The Sidekicks - Weight of Air (Cover Artwork)
Staff Pick

The Sidekicks

Weight of Air (2009)

Red Scare

Weight of Air starts out with the incredibly off-key wailing of "Let It Breathe" -- not the band's finest hour on first spin. Nonetheless, it's incredibly reminiscent of the opening track on The Greatest Story Ever Told and as many consider that the Lawrence Arms' finest work I expect this album to be received in a similar way. The album is a huge step up for the Cleveland band -- they've outgrown wearing the punk rock influences on their sleeve and instead have crafted a sound that they sound far more comfortable with.
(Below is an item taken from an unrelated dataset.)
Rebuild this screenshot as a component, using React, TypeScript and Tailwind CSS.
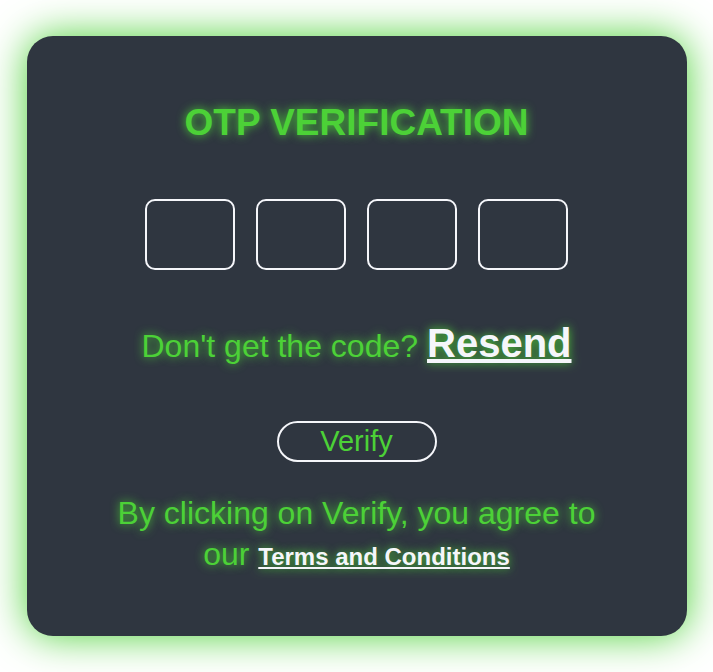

Here they stand out from their peers, crafting their own sound by weaving together the poppy aspects of mid-'90s alternative radio fare with the crunchy grunginess of "midwestern rock" like the Replacements and the Weakerthans' faster moments. Tracks like "Looking for Love" are so incredibly catchy you're going to wish this had come out in May so you could spend the whole summer singing it. There's a feeling of '70s garage jangle in some of the songs -- it's not overwhelming, but it's there. The gruff affectations from the band are gone -- what bit of gravel there is left on this record feels natural and well-placed. Any folk ramblings the band might have feel more Weakerthans than they do Chuck Ragan.
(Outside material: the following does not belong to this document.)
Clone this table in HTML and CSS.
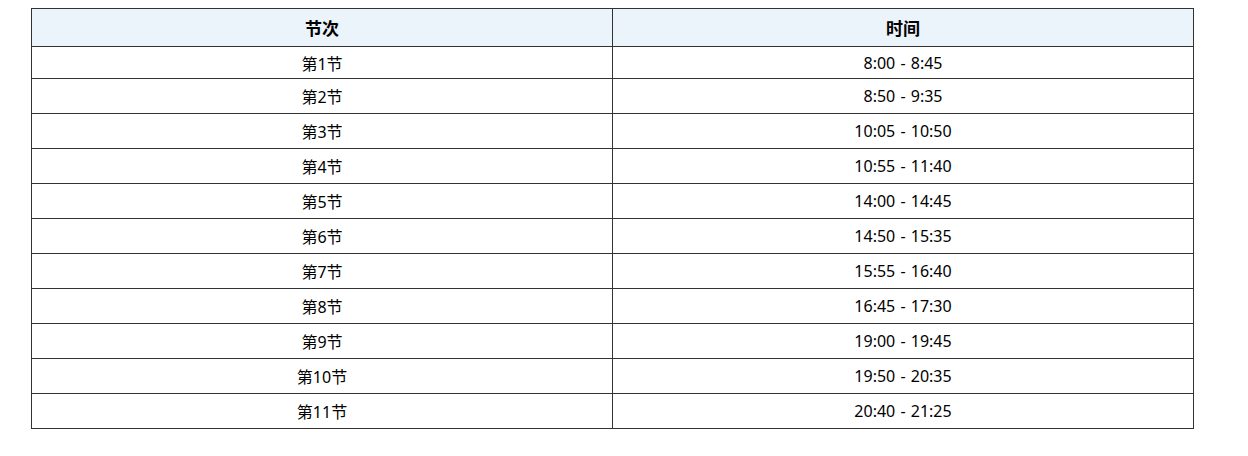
FILE: index.html
```html
<!DOCTYPE html>
<html lang="zh">
<head>
<meta charset="utf-8">
<link rel="stylesheet" href="styles.css">
</head>
<body>
<table class="schedule">
  <thead>
    <tr class="head-row"><th>节次</th><th>时间</th></tr>
  </thead>
  <tbody>
    <tr class="first-row"><td>第1节</td><td>8:00 - 8:45</td></tr>
    <tr><td>第2节</td><td>8:50 - 9:35</td></tr>
    <tr><td>第3节</td><td>10:05 - 10:50</td></tr>
    <tr><td>第4节</td><td>10:55 - 11:40</td></tr>
    <tr><td>第5节</td><td>14:00 - 14:45</td></tr>
    <tr><td>第6节</td><td>14:50 - 15:35</td></tr>
    <tr><td>第7节</td><td>15:55 - 16:40</td></tr>
    <tr><td>第8节</td><td>16:45 - 17:30</td></tr>
    <tr><td>第9节</td><td>19:00 - 19:45</td></tr>
    <tr><td>第10节</td><td>19:50 - 20:35</td></tr>
    <tr><td>第11节</td><td>20:40 - 21:25</td></tr>
  </tbody>
</table>
</body>
</html>
```
FILE: styles.css
```css
html, body {
  margin: 0;
  padding: 0;
  background: #fff;
}
body {
  padding: 8px 0 0 31px;
  font-family: "Noto Sans", "Noto Sans CJK SC", sans-serif;
  color: #000;
}
.schedule {
  border-collapse: collapse;
  width: 1163px;
  table-layout: fixed;
}
.schedule th,
.schedule td {
  border: 1px solid #333;
  text-align: center;
  padding: 0;
  font-size: 16px;
  word-spacing: 1px;
}
.schedule th {
  background: #ebf3fb;
  font-weight: bold;
  font-size: 17px;
  height: 37px;
}
.schedule td {
  height: 34px;
}
.schedule .first-row td {
  height: 31px;
}
```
But as good as the music is -- and make no mistake, it is simply amazing -- no band succeeds on technical competency alone. Thankfully, the lyrics cash the check the music writes. There's little, if any, attempts at overt political stylings here. Instead you are met with incredibly heartfelt and intricate lyrics with booming choruses and sing-alongs. This is an album whose lyrics, when read on paper, aren't intricate and long-winded; they're simple, to-the-point and sound best when wailed over top of the intricate and catchy music laid down on this disc. Nowhere does this wailing sound better than on the title track "Weight of Air"; after its intense, Fugazi-esque buildup, you can hear the vocalist's voice start to warble just slightly and you just absolutely love it. It's just slightly off-key in the right way and would have been so easy to cover up, but it's there, and that moment helps to make that last song feel so much more triumphant than it would have otherwise.
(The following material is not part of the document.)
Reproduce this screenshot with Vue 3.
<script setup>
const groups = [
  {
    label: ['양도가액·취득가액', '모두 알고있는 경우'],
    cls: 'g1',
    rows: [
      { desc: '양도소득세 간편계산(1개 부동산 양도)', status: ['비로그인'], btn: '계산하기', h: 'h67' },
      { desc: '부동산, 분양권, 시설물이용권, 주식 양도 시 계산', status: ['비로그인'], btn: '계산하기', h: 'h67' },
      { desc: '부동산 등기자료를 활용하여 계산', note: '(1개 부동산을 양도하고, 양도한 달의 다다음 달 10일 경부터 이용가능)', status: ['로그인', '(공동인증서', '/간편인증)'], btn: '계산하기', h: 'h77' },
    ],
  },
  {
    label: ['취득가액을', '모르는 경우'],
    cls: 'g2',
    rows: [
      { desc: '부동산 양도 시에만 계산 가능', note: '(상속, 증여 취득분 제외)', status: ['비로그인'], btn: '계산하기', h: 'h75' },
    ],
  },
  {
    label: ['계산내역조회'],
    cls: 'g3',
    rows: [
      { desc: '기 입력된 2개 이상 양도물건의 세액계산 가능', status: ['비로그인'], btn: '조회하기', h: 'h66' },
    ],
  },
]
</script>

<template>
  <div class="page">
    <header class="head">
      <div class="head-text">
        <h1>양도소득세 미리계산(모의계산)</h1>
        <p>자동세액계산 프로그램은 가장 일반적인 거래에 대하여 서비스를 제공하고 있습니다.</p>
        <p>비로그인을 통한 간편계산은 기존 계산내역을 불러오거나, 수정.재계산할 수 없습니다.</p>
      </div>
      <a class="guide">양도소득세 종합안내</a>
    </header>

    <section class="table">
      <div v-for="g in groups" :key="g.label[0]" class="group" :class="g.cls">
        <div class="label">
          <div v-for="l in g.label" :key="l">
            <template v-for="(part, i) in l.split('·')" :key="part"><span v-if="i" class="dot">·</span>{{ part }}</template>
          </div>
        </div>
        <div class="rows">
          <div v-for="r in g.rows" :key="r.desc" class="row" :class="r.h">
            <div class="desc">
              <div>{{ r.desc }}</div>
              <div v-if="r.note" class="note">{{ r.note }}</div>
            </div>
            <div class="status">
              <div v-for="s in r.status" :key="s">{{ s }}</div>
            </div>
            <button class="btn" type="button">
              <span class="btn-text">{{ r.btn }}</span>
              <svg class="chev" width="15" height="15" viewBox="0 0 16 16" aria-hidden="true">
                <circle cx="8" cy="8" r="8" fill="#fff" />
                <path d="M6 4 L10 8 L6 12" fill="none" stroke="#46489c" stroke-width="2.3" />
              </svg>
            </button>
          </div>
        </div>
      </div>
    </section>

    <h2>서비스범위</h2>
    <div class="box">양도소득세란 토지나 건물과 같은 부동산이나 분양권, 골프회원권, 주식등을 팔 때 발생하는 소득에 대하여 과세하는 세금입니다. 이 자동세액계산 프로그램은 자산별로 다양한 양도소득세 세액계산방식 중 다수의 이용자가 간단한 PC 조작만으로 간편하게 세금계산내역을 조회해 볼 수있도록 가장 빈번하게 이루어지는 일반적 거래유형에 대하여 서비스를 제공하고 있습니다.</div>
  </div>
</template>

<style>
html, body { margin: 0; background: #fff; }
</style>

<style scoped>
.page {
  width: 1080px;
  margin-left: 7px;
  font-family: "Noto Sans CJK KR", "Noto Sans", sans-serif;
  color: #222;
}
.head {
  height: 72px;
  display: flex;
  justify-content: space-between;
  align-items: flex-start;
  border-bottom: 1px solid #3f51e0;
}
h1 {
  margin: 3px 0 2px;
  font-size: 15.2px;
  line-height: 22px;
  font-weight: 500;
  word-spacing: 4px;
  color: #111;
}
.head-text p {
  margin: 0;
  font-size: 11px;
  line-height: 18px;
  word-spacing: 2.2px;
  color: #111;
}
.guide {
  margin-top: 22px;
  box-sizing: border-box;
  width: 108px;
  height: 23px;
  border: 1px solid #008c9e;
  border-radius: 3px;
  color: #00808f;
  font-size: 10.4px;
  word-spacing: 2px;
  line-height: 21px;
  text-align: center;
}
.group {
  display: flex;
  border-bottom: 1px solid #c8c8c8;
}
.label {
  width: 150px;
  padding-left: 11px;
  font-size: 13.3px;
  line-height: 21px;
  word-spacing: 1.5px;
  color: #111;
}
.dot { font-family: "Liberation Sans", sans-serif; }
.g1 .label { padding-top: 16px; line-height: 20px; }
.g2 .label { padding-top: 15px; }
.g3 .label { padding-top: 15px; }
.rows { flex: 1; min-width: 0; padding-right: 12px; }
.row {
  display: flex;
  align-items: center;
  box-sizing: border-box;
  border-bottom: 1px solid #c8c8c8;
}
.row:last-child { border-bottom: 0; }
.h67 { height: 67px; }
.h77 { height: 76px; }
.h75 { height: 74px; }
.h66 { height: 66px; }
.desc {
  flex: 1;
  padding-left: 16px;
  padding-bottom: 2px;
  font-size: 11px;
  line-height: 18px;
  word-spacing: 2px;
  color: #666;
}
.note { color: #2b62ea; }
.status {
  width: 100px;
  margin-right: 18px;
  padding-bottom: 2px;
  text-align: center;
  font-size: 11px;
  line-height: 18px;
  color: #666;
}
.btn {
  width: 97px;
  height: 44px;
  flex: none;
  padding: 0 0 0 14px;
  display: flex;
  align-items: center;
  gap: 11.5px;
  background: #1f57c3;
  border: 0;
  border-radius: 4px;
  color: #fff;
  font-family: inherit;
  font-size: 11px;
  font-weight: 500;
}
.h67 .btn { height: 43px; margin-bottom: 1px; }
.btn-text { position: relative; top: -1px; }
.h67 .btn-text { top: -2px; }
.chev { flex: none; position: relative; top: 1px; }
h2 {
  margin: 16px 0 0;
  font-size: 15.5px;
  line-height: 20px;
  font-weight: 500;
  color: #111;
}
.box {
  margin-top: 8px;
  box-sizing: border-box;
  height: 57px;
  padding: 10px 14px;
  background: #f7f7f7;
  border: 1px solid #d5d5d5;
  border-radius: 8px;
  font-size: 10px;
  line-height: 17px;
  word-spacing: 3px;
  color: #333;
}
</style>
Describing music that isn't simply a clone of other bands is hard -- fairly impossible, in fact. While Weight of Air is no genre-defining masterpiece it definitely is a breath of fresh air in its scene. It's more rock than it is punk, without being quite as self-conscious as a band like the Hold Steady. In fact, it's far more enjoyable because of the simple, raw ethic that shows through on this record. Refreshingly, there's no drunken punk rock worshipping or overdone production here -- it's just four kids from northern Ohio making music that they'd like to listen to.

Highly recommended. I'd say it's the best album I've heard this year -- punk, rock or otherwise.